I like your idea of using the wakeword. If this is truly capturing the wakeword, then this would allow you to use text-dependent recognition which should have some advantages. In my case, I’m capturing blocks of audio and then processing them, so I’m looking to do text independent recognition first, then eventually even diarization.
I started from this paper: Portfolio/Voice Classification at master · jurgenarias/Portfolio · GitHub. The author acheived a very impressive 99.8% recognition rate on Librispeech data. I was able to reproduce the results in Tensorflow due to the author kindly including their Jupyter Notebooks. I’m trying to translate the project from Tensoflow to Torch right now. The next step will be to try to produce a set of x-Vectors, and next I am planning to build a small perceptron network to replace the missing categorization layer. Finally, I want to see how applying the same treatment to the x-vectors produced by VOSK anticipating that since the VOSK team have a lot more resources and experience, that should produce even better results.

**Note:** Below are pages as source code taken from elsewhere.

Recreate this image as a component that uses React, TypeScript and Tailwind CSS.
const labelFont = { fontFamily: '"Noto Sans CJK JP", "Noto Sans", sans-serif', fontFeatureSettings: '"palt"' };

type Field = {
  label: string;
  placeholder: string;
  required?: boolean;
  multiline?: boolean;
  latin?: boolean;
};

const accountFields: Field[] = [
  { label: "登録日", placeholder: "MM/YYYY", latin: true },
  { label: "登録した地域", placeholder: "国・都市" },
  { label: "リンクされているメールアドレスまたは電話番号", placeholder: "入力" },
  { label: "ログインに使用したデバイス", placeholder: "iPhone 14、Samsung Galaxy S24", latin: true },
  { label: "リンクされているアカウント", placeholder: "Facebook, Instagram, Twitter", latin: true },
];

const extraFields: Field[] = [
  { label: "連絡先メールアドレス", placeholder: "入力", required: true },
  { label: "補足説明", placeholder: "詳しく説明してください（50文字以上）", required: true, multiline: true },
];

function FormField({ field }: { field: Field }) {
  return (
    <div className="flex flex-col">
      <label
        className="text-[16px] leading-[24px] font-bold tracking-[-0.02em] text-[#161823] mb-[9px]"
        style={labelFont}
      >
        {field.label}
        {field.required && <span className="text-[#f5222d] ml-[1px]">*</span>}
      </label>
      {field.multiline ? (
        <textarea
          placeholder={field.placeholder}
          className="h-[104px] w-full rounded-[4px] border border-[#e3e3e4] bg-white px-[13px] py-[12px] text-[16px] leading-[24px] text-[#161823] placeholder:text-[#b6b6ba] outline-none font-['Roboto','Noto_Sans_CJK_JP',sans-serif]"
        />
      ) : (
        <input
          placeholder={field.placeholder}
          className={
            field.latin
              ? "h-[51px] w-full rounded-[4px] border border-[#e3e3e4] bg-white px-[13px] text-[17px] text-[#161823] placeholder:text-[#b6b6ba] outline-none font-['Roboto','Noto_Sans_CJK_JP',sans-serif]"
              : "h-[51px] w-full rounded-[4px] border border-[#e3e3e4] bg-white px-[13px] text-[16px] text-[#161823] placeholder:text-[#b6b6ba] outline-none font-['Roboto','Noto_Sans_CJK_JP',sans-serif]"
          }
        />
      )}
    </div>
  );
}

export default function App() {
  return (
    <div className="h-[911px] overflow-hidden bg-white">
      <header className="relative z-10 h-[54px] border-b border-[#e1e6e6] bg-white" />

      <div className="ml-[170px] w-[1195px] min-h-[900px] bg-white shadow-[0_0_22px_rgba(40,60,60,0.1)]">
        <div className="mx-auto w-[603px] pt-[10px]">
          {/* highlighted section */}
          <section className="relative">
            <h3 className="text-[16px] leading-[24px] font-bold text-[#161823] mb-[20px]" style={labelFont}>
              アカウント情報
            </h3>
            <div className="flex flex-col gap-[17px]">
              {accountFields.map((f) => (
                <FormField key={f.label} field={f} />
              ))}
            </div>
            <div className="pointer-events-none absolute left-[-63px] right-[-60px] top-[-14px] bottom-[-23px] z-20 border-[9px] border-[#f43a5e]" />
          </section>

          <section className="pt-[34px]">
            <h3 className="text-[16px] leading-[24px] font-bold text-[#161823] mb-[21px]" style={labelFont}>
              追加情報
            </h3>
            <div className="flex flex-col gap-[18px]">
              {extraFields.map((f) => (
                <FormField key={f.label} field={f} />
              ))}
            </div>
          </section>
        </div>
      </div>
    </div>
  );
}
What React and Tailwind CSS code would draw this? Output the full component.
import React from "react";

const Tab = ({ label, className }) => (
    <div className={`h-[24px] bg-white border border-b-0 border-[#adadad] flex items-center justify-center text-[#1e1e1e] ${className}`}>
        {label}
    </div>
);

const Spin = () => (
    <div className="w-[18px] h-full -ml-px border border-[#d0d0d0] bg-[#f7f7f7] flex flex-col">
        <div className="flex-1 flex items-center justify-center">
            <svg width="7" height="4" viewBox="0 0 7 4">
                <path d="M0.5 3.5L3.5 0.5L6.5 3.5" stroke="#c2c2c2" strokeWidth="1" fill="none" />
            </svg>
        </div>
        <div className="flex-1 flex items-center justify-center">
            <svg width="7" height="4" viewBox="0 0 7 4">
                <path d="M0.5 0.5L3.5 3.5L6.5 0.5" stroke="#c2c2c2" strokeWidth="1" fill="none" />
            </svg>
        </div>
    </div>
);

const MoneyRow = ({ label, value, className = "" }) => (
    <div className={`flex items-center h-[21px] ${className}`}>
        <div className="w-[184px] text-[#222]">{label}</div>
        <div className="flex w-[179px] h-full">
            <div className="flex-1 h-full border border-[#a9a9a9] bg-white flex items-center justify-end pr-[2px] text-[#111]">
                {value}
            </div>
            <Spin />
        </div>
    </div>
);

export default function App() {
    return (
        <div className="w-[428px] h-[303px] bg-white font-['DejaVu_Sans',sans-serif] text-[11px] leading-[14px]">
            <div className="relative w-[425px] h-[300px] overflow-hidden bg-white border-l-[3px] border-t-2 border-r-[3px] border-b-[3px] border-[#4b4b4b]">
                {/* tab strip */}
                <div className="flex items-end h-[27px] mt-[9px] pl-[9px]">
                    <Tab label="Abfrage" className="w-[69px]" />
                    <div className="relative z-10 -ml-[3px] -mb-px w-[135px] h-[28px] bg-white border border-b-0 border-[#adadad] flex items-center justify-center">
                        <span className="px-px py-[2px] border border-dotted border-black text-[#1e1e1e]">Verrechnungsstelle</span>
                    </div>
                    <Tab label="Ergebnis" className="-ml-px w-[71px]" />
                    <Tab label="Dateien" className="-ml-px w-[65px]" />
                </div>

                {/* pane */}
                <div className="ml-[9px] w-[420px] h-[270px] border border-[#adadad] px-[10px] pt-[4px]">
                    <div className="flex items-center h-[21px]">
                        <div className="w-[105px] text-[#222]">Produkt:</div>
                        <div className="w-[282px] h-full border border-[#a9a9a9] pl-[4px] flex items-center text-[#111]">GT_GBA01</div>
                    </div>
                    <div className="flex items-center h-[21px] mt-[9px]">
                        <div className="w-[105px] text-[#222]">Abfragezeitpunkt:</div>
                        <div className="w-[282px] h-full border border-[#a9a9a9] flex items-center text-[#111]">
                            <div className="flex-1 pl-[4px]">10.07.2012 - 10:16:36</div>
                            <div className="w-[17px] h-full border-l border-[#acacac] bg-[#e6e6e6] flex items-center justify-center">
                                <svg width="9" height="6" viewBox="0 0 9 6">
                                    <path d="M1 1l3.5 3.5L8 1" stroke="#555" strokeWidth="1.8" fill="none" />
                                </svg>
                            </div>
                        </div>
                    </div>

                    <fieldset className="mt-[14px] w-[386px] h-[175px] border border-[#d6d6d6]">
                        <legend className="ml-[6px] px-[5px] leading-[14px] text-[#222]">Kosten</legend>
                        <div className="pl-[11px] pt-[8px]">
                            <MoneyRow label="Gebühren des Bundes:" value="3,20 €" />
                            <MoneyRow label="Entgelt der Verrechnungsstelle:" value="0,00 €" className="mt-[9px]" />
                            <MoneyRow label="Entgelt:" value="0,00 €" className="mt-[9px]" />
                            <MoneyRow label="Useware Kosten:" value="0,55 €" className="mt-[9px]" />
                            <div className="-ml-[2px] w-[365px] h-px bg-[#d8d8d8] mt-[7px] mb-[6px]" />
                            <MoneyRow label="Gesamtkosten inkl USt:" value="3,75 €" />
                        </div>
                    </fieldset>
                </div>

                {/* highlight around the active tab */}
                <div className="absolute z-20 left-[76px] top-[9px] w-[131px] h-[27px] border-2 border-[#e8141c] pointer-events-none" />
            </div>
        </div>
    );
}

Finally I am working on a registration system where the computer will ask the user who they are if the voice doesn’t appear to coincide with any of the current voices, and use voice samples from the interaction to train the perceptron layer.
Thanks! I probably spend too much time working on these kinds of things instead of responding to people
Your description gave me an idea: consider using the Google speech embedding model that openWakeWord uses as features for speaker classification. I also have an implementation with models. This embedding model was trained on a massive amount of audio, and produces highly salient features for voice tasks.
The basic flow is audio → mels → embeddings. For wake word detection, a linear model is trained at the end with some number of embeddings (representing a window of audio) to output a probability. In your case, this would just need to be a classifier over possible speakers.